Exercise —
Repeat each line exactly as it is written.

-- START OF Supplied data --

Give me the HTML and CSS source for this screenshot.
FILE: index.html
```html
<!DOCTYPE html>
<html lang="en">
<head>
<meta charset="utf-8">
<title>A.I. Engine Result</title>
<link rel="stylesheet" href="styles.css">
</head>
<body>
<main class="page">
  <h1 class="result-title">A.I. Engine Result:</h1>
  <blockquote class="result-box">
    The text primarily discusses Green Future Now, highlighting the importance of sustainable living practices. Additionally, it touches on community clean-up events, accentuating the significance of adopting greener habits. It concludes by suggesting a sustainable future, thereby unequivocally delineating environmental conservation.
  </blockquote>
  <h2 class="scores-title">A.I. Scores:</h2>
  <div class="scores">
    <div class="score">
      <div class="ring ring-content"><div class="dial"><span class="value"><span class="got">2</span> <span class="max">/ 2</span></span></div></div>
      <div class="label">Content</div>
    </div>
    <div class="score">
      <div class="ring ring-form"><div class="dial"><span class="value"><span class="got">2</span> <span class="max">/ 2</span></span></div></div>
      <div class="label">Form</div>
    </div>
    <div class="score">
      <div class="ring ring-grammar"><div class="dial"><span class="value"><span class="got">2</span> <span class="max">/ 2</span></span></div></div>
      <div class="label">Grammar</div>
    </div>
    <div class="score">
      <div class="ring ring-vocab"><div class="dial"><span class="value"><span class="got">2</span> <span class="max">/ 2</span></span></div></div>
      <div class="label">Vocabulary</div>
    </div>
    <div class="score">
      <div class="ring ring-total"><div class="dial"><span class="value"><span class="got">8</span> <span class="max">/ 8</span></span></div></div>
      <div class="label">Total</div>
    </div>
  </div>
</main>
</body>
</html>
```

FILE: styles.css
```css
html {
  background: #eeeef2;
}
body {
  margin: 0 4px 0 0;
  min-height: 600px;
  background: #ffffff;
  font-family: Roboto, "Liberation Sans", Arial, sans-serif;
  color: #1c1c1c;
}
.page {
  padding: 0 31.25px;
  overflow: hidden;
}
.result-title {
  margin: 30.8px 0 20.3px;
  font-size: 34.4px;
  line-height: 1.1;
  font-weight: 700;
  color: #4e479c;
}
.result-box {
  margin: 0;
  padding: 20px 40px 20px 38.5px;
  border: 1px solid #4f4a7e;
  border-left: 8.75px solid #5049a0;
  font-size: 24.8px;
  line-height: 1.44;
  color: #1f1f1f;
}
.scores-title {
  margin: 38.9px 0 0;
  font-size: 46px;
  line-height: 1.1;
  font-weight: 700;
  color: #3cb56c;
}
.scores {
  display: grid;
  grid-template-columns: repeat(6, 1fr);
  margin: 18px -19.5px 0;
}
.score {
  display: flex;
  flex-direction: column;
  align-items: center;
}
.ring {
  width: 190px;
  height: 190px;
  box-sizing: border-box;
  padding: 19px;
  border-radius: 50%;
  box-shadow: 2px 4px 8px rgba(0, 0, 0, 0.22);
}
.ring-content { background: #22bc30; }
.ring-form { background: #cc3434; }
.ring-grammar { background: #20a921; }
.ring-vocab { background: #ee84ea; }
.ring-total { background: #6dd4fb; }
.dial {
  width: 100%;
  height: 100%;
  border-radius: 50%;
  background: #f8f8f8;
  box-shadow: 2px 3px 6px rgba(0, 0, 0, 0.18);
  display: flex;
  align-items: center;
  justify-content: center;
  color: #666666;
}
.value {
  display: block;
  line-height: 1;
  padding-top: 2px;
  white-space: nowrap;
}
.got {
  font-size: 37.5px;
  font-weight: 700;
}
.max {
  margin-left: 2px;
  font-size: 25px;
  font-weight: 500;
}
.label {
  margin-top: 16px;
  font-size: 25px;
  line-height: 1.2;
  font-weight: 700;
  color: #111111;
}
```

-- END OF Supplied data --

Expected answer —
Give me the HTML and CSS source for this screenshot.
FILE: index.html
```html
<!DOCTYPE html>
<html lang="en">
<head>
<meta charset="utf-8">
<title>A.I. Engine Result</title>
<link rel="stylesheet" href="styles.css">
</head>
<body>
<main class="page">
  <h1 class="result-title">A.I. Engine Result:</h1>
  <blockquote class="result-box">
    The text primarily discusses Green Future Now, highlighting the importance of sustainable living practices. Additionally, it touches on community clean-up events, accentuating the significance of adopting greener habits. It concludes by suggesting a sustainable future, thereby unequivocally delineating environmental conservation.
  </blockquote>
  <h2 class="scores-title">A.I. Scores:</h2>
  <div class="scores">
    <div class="score">
      <div class="ring ring-content"><div class="dial"><span class="value"><span class="got">2</span> <span class="max">/ 2</span></span></div></div>
      <div class="label">Content</div>
    </div>
    <div class="score">
      <div class="ring ring-form"><div class="dial"><span class="value"><span class="got">2</span> <span class="max">/ 2</span></span></div></div>
      <div class="label">Form</div>
    </div>
    <div class="score">
      <div class="ring ring-grammar"><div class="dial"><span class="value"><span class="got">2</span> <span class="max">/ 2</span></span></div></div>
      <div class="label">Grammar</div>
    </div>
    <div class="score">
      <div class="ring ring-vocab"><div class="dial"><span class="value"><span class="got">2</span> <span class="max">/ 2</span></span></div></div>
      <div class="label">Vocabulary</div>
    </div>
    <div class="score">
      <div class="ring ring-total"><div class="dial"><span class="value"><span class="got">8</span> <span class="max">/ 8</span></span></div></div>
      <div class="label">Total</div>
    </div>
  </div>
</main>
</body>
</html>
```

FILE: styles.css
```css
html {
  background: #eeeef2;
}
body {
  margin: 0 4px 0 0;
  min-height: 600px;
  background: #ffffff;
  font-family: Roboto, "Liberation Sans", Arial, sans-serif;
  color: #1c1c1c;
}
.page {
  padding: 0 31.25px;
  overflow: hidden;
}
.result-title {
  margin: 30.8px 0 20.3px;
  font-size: 34.4px;
  line-height: 1.1;
  font-weight: 700;
  color: #4e479c;
}
.result-box {
  margin: 0;
  padding: 20px 40px 20px 38.5px;
  border: 1px solid #4f4a7e;
  border-left: 8.75px solid #5049a0;
  font-size: 24.8px;
  line-height: 1.44;
  color: #1f1f1f;
}
.scores-title {
  margin: 38.9px 0 0;
  font-size: 46px;
  line-height: 1.1;
  font-weight: 700;
  color: #3cb56c;
}
.scores {
  display: grid;
  grid-template-columns: repeat(6, 1fr);
  margin: 18px -19.5px 0;
}
.score {
  display: flex;
  flex-direction: column;
  align-items: center;
}
.ring {
  width: 190px;
  height: 190px;
  box-sizing: border-box;
  padding: 19px;
  border-radius: 50%;
  box-shadow: 2px 4px 8px rgba(0, 0, 0, 0.22);
}
.ring-content { background: #22bc30; }
.ring-form { background: #cc3434; }
.ring-grammar { background: #20a921; }
.ring-vocab { background: #ee84ea; }
.ring-total { background: #6dd4fb; }
.dial {
  width: 100%;
  height: 100%;
  border-radius: 50%;
  background: #f8f8f8;
  box-shadow: 2px 3px 6px rgba(0, 0, 0, 0.18);
  display: flex;
  align-items: center;
  justify-content: center;
  color: #666666;
}
.value {
  display: block;
  line-height: 1;
  padding-top: 2px;
  white-space: nowrap;
}
.got {
  font-size: 37.5px;
  font-weight: 700;
}
.max {
  margin-left: 2px;
  font-size: 25px;
  font-weight: 500;
}
.label {
  margin-top: 16px;
  font-size: 25px;
  line-height: 1.2;
  font-weight: 700;
  color: #111111;
}
```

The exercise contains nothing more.